▶ _Entries with page source code_:
%%
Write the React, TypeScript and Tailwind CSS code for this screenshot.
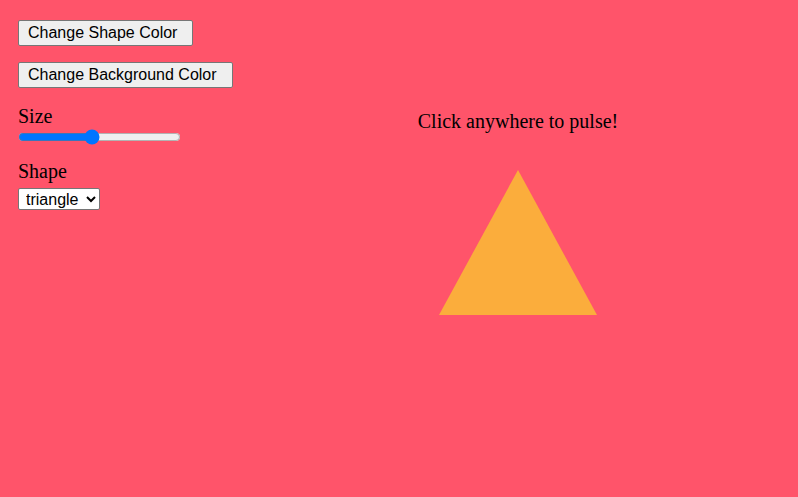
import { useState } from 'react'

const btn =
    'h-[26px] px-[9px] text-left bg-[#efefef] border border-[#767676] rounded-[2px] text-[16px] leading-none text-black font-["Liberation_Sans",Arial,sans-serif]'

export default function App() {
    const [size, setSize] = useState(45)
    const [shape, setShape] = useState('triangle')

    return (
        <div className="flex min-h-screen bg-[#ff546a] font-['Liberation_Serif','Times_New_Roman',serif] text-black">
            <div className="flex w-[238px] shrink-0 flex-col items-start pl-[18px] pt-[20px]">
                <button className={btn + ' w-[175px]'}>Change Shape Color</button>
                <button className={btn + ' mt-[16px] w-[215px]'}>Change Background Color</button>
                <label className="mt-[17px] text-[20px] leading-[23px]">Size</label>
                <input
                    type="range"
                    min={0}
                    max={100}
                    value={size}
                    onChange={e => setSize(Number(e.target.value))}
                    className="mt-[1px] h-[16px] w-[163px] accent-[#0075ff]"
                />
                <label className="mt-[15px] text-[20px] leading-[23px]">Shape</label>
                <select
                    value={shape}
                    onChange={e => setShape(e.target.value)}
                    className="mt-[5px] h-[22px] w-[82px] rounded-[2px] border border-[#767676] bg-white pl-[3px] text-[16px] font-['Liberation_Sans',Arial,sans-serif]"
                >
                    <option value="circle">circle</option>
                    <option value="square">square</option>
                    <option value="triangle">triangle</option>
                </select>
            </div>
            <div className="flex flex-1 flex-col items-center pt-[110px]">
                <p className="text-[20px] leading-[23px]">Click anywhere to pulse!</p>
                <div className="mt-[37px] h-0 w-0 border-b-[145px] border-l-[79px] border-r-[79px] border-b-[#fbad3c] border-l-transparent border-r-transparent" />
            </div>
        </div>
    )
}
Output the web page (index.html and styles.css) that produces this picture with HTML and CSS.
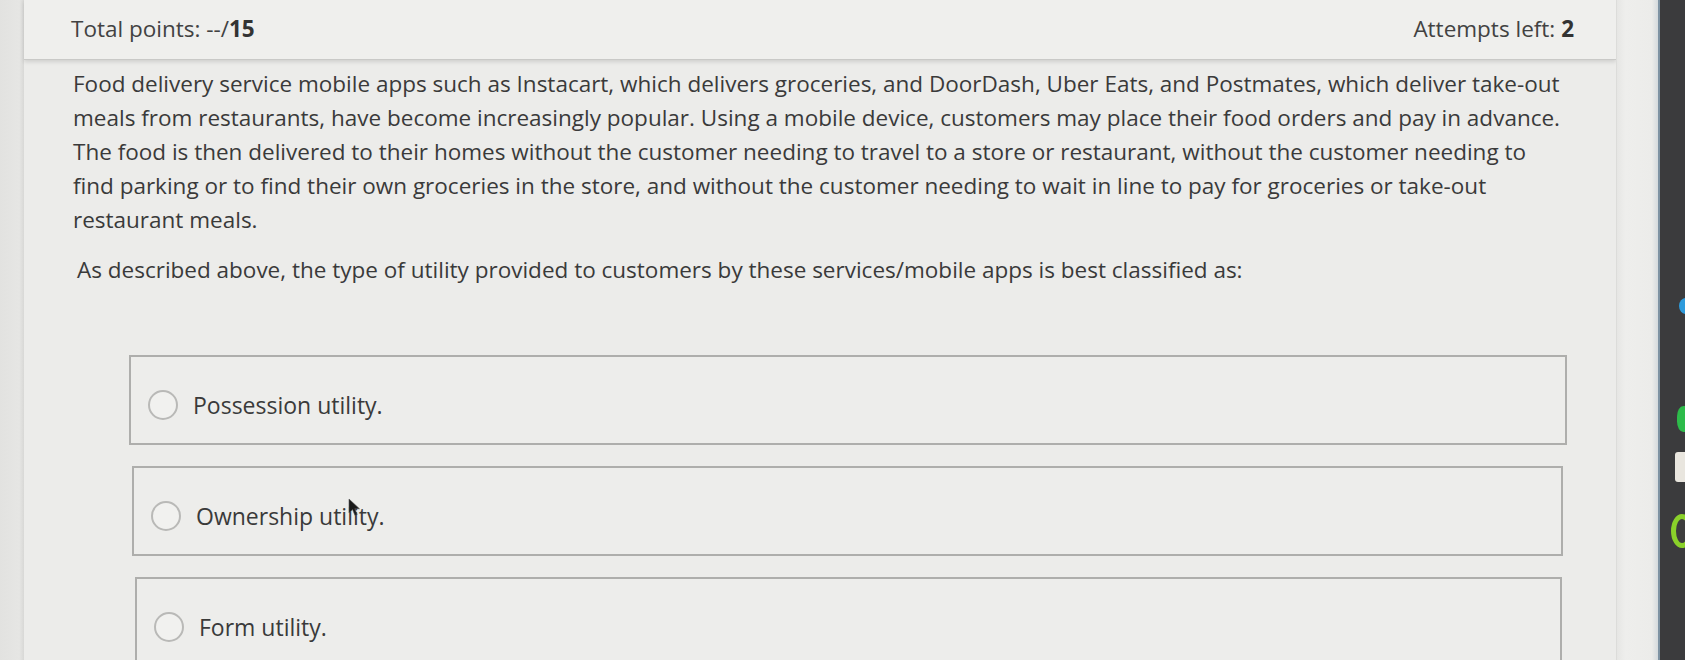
%%
▶ _Your task_:
Set down the material above as is, without any pictures.

▶ _Answer to this exercise_:
Write the React, TypeScript and Tailwind CSS code for this screenshot.
import { useState } from 'react'

const btn =
    'h-[26px] px-[9px] text-left bg-[#efefef] border border-[#767676] rounded-[2px] text-[16px] leading-none text-black font-["Liberation_Sans",Arial,sans-serif]'

export default function App() {
    const [size, setSize] = useState(45)
    const [shape, setShape] = useState('triangle')

    return (
        <div className="flex min-h-screen bg-[#ff546a] font-['Liberation_Serif','Times_New_Roman',serif] text-black">
            <div className="flex w-[238px] shrink-0 flex-col items-start pl-[18px] pt-[20px]">
                <button className={btn + ' w-[175px]'}>Change Shape Color</button>
                <button className={btn + ' mt-[16px] w-[215px]'}>Change Background Color</button>
                <label className="mt-[17px] text-[20px] leading-[23px]">Size</label>
                <input
                    type="range"
                    min={0}
                    max={100}
                    value={size}
                    onChange={e => setSize(Number(e.target.value))}
                    className="mt-[1px] h-[16px] w-[163px] accent-[#0075ff]"
                />
                <label className="mt-[15px] text-[20px] leading-[23px]">Shape</label>
                <select
                    value={shape}
                    onChange={e => setShape(e.target.value)}
                    className="mt-[5px] h-[22px] w-[82px] rounded-[2px] border border-[#767676] bg-white pl-[3px] text-[16px] font-['Liberation_Sans',Arial,sans-serif]"
                >
                    <option value="circle">circle</option>
                    <option value="square">square</option>
                    <option value="triangle">triangle</option>
                </select>
            </div>
            <div className="flex flex-1 flex-col items-center pt-[110px]">
                <p className="text-[20px] leading-[23px]">Click anywhere to pulse!</p>
                <div className="mt-[37px] h-0 w-0 border-b-[145px] border-l-[79px] border-r-[79px] border-b-[#fbad3c] border-l-transparent border-r-transparent" />
            </div>
        </div>
    )
}
Output the web page (index.html and styles.css) that produces this picture with HTML and CSS.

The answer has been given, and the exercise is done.